The 996 graduate degrees granted during the academic year were:
• 389 Doctor of Philosophy;
• 421 Master of Arts;
• 73 Master in Public Affairs;
• 26 Master of Science in Engineering;
• 5 Master of Engineering;
• 24 Master of Architecture;
• 20 Master in Public Policy;
• 32 Master in Finance;
• 5 Master of Fine Arts; and
• 1 Master of Arts in Near Eastern Studies.
Advanced-degree recipients will be awarded their degrees at Princeton's 267th Commencement on Tuesday, June 3.
After the presentation of candidates for master's degrees, Lisa Herschbach, director of the McGraw Center for Teaching and Learning and associate dean of the college, presented the Graduate Mentoring Awards, which annually recognize faculty members for their exceptional work as mentors to graduate students at Princeton.

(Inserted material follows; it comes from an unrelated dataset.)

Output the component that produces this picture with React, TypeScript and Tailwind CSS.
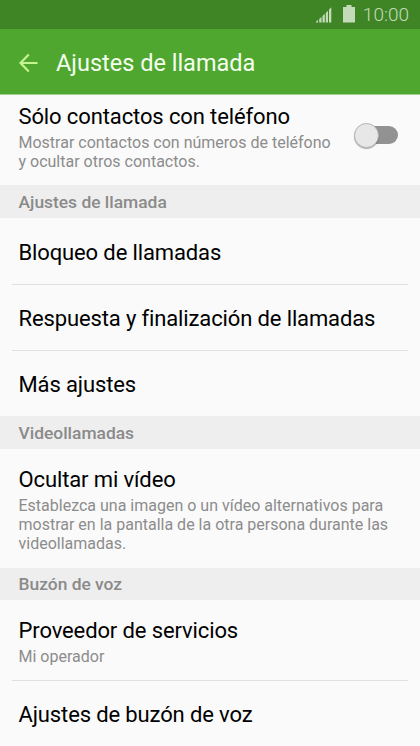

This year's recipients are: Jacqueline Stone, professor of religion; Stephen F. Teiser, the D.T. Suzuki Professor in Buddhist Studies and professor of religion; Sara McLanahan, the William S. Tod Professor of Sociology and Public Affairs; Robert Cava, the Russell Wellman Moore Professor of Chemistry; and Sigurd Wagner, professor of electrical engineering.
Following the presentation of doctoral candidates, the ceremony concluded with greetings for the new graduate students from Anthony Fiori *03, Woodrow Wilson School of Public and International Affairs, and president of the Association of Princeton Graduate Alumni.
The Hooding ceremony will be available for later viewing online. End-of-the-year activities began with the Baccalaureate service on Sunday, June 1, and Class Day, June 2. Graduation activities conclude with Commencement at 11 a.m. Tuesday, June 3, on the lawn in front of Nassau Hall.